Spelman College is handing the keys to its historic Atlanta campus to a roboticist. The Board of Trustees has appointed Dr. Ayanna Howard as the college’s 12th president, with her tenure set to begin on August 1, 2026. A veteran AI researcher and current dean of The Ohio State University College of Engineering, Howard arrives with a résumé that fuses academic leadership, tech industry experience and a clear focus on opening STEM doors for Black women.
In a press release via Spelman College, trustees called Howard "the visionary leader Spelman needs at this pivotal moment in our history," framing her appointment as a strategic move to expand STEM access and career pipelines. Howard, for her part, said she was "deeply honored and excited to join Spelman." The appointment was also reported by local outlet 11Alive, which highlighted her as a trailblazer in robotics and AI.
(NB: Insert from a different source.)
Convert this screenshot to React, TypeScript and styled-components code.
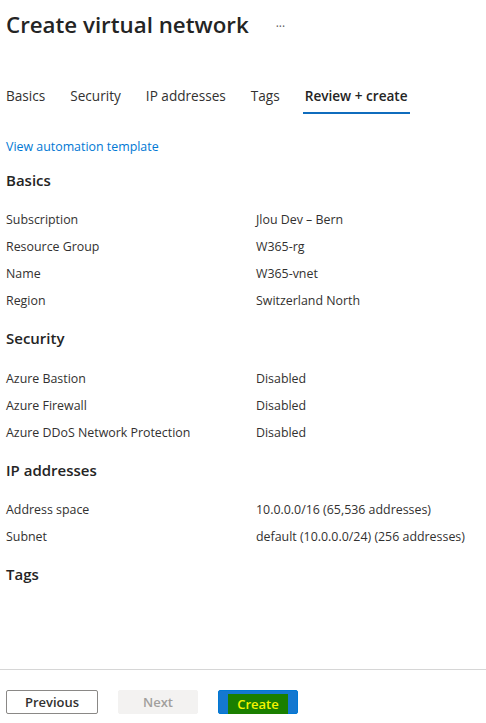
import React from "react";
import styled, { createGlobalStyle } from "styled-components";

const GlobalStyle = createGlobalStyle`
  html, body {
    margin: 0;
    padding: 0;
    background: #ffffff;
  }
  body {
    font-family: "Segoe UI", "Open Sans", "Noto Sans", sans-serif;
    color: #323130;
  }
  * {
    box-sizing: border-box;
  }
`;

type Row = { label: string; value: string };
type Section = { title: string; rows: Row[] };

const tabs = ["Basics", "Security", "IP addresses", "Tags", "Review + create"];

const sections: Section[] = [
  {
    title: "Basics",
    rows: [
      { label: "Subscription", value: "Jlou Dev – Bern" },
      { label: "Resource Group", value: "W365-rg" },
      { label: "Name", value: "W365-vnet" },
      { label: "Region", value: "Switzerland North" },
    ],
  },
  {
    title: "Security",
    rows: [
      { label: "Azure Bastion", value: "Disabled" },
      { label: "Azure Firewall", value: "Disabled" },
      { label: "Azure DDoS Network Protection", value: "Disabled" },
    ],
  },
  {
    title: "IP addresses",
    rows: [
      { label: "Address space", value: "10.0.0.0/16 (65,536 addresses)" },
      { label: "Subnet", value: "default (10.0.0.0/24) (256 addresses)" },
    ],
  },
  { title: "Tags", rows: [] },
];

const App = () => {
  return (
    <>
      <GlobalStyle />
      <Page>
        <TitleRow>
          <Title>Create virtual network</Title>
          <More>···</More>
        </TitleRow>
        <TabBar>
          {tabs.map((t, i) => (
            <Tab key={t} $active={i === tabs.length - 1}>
              {t}
            </Tab>
          ))}
        </TabBar>
        <Content>
          <TemplateLink href="#">View automation template</TemplateLink>
          {sections.map((s) => (
            <SectionBlock key={s.title}>
              <SectionTitle>{s.title}</SectionTitle>
              {s.rows.length > 0 && (
                <Grid>
                  {s.rows.map((r) => (
                    <React.Fragment key={r.label}>
                      <Label>{r.label}</Label>
                      <Value>{r.value}</Value>
                    </React.Fragment>
                  ))}
                </Grid>
              )}
            </SectionBlock>
          ))}
        </Content>
        <Footer>
          <Button type="button" $variant="outline" $width={92}>
            Previous
          </Button>
          <Button type="button" $variant="disabled" $width={80}>
            Next
          </Button>
          <Button type="button" $variant="primary" $width={80}>
            <Highlight>Create</Highlight>
          </Button>
        </Footer>
      </Page>
    </>
  );
};

export default App;

/** page frame */
const Page = styled.div`
  display: flex;
  flex-direction: column;
  height: 100vh;
  min-height: 723px;
`;

/** header */
const TitleRow = styled.div`
  display: flex;
  align-items: center;
  gap: 27px;
  padding: 6px 6px 0;
  height: 44px;
`;
const Title = styled.h1`
  margin: 0;
  font-size: 22.3px;
  line-height: 32px;
  font-weight: 600;
  color: #242424;
`;
const More = styled.span`
  font-size: 12px;
  color: #605e5c;
  padding-top: 2px;
`;

/** tabs */
const TabBar = styled.nav`
  display: flex;
  gap: 25px;
  margin-top: 36px;
  padding: 0 6px;
`;
const Tab = styled.div<{ $active?: boolean }>`
  font-size: 13.6px;
  line-height: 32px;
  color: ${(p) => (p.$active ? "#242424" : "#323130")};
  font-weight: ${(p) => (p.$active ? 600 : 400)};
  border-bottom: 2px solid ${(p) => (p.$active ? "#0f6cbd" : "transparent")};
  padding: 0 2px;
  margin: 0 -2px;
`;

/** review content */
const Content = styled.main`
  flex: 1;
  display: flex;
  flex-direction: column;
  padding: 0 6px;
`;
const TemplateLink = styled.a`
  margin-top: 23px;
  font-size: 12.4px;
  line-height: 20px;
  color: #0078d4;
  text-decoration: none;
  align-self: flex-start;
`;
const SectionBlock = styled.section`
  margin-top: 13px;
  &:first-of-type {
    margin-top: 11.5px;
  }
`;
const SectionTitle = styled.h2`
  margin: 0;
  font-size: 15px;
  line-height: 22px;
  font-weight: 600;
  color: #242424;
`;
const Grid = styled.div`
  display: grid;
  grid-template-columns: 250px 1fr;
  margin-top: 15.5px;
  font-size: 12.4px;
  line-height: 27px;
`;
const Label = styled.div`
  color: #323130;
`;
const Value = styled.div`
  color: #323130;
  white-space: nowrap;
`;

/** bottom buttons */
const Footer = styled.footer`
  display: flex;
  gap: 20px;
  padding: 20px 6px 9px;
  border-top: 1px solid #d6d6d6;
`;
const Button = styled.button<{
  $variant: "outline" | "disabled" | "primary";
  $width: number;
}>`
  display: flex;
  justify-content: center;
  align-items: center;
  width: ${(p) => p.$width}px;
  height: 24px;
  padding: 0;
  border-radius: 2px;
  font-family: inherit;
  font-size: 13px;
  font-weight: 600;
  border: 1px solid
    ${(p) =>
      p.$variant === "outline"
        ? "#8a8886"
        : p.$variant === "primary"
        ? "#0078d4"
        : "#f3f2f1"};
  background: ${(p) =>
    p.$variant === "primary"
      ? "#1478d0"
      : p.$variant === "disabled"
      ? "#f3f2f1"
      : "#ffffff"};
  color: ${(p) =>
    p.$variant === "disabled" ? "#a19f9d" : p.$variant === "outline" ? "#323130" : "#ffffff"};
`;
const Highlight = styled.span`
  align-self: flex-end;
  display: inline-block;
  height: 20px;
  line-height: 20px;
  padding: 0 9px;
  margin-bottom: -1px;
  background: #1a7f00;
  color: #f5f500;
`;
Howard currently serves as dean of The Ohio State University College of Engineering and holds the Monte Ahuja Endowed Dean's Chair, according to Ohio State. Before Columbus, she logged time at NASA’s Jet Propulsion Laboratory and on the faculty at Georgia Tech, giving her a rare blend of space-age research chops and classroom leadership. She also founded Zyrobotics, a company that develops educational and therapeutic technologies for children with special needs, and co‑founded Black in Robotics, an advocacy and community group covered by The Robot Report. For Spelman students eyeing the tech world, that is not your typical college president background.
Spelman's Tech-Forward Moment
Howard is stepping in just as Spelman is publicly pushing a $500 million "Spelman Forward" campaign aimed at scholarships, academic transformation and upgraded technological infrastructure. The initiative leans into AI literacy while still anchoring itself in the college’s long-standing liberal‑arts identity. Local coverage of the effort, including its focus on student debt and new tech investments, appeared in a story on the college’s $500 million 'Spelman Forward' push. Trustees say Howard’s mix of scholarship, entrepreneurship and industry ties is expected to help bring in partnerships that strengthen students’ preparation for the workforce.
What To Watch
Howard brings national recognition and substantial board experience, serving on boards including Brown University, Autodesk and Motorola Solutions and holding elections to organizations such as the American Academy of Arts and Sciences, per Ohio State. During her tenure there, she helped catalyze National Science Foundation backed AI initiatives such as the AI‑EDGE and ICICLE institutes focusing on edge networks and intelligent cyberinfrastructure. College leaders say that kind of work could translate into new research collaborations and internship pipelines for Spelman students.
Alumnae, faculty and Atlanta partners will be watching how the college navigates the balance: preserving Spelman’s historic mission while ramping up its investment in AI, industry collaboration and the tech‑driven careers many of its students are already chasing.